Maybe it's just that I'm particularly sensitized to Vietnam exploitation because I worked with VN vets for many years. The Hollywood nadir was when Rambo went back and won the war single-handed, reifying every white American fantasy of retroactive self-justification through violence.
As many have observed, Avatar is the same movie as Rambo, and Dances with Wolves, and innumerable Pocahontas flicks, and The Lone Ranger, and a long list of other surrogate-war movies in which America converts itself retrospectively from the perp to the savior, while still managing to reduce the people involved to props. What stunned me in Avatar was James Cameron's sheer blind arrogance. This movie is his vision; if ever there was an auteur flick, this is it. And so he turns out to be the poster child for American hubris. It's like a hydra's head; after every Vietnam we vow to have learned from our mistakes.

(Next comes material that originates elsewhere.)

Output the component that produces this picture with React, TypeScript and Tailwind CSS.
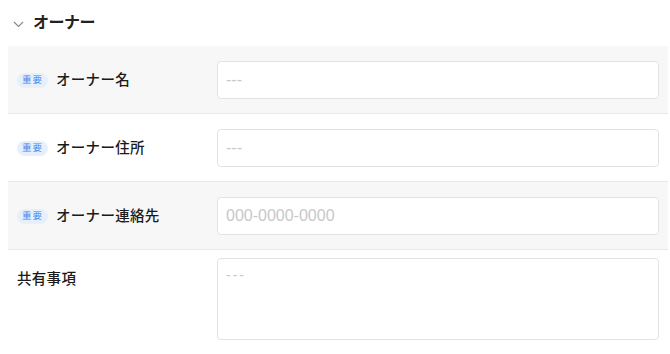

And then the people who claim to have learned inflict the next wound. So I tremble for Obama in Afghanistan, recalling that it was Johnson the liberal who started Vietnam.
Lord knows there's been enough Hollywood exploitation of that miserable, wretched little war--that's certainly nothing new, but it's not exactly the thing I'm grossed out by in Avatar. I'm objecting to something more specific: the confluence of a white hegemonic war-savior message with a white hegemonic environmental message, so that the two mask each other's dishonesty. And the use of real, known misery and real, known culpability as the tools of a new effort to erase that reality, replacing it with a more palatable fantasy. (At least Rambo wasn't deliberately aimed at an audience of 10-year-olds.)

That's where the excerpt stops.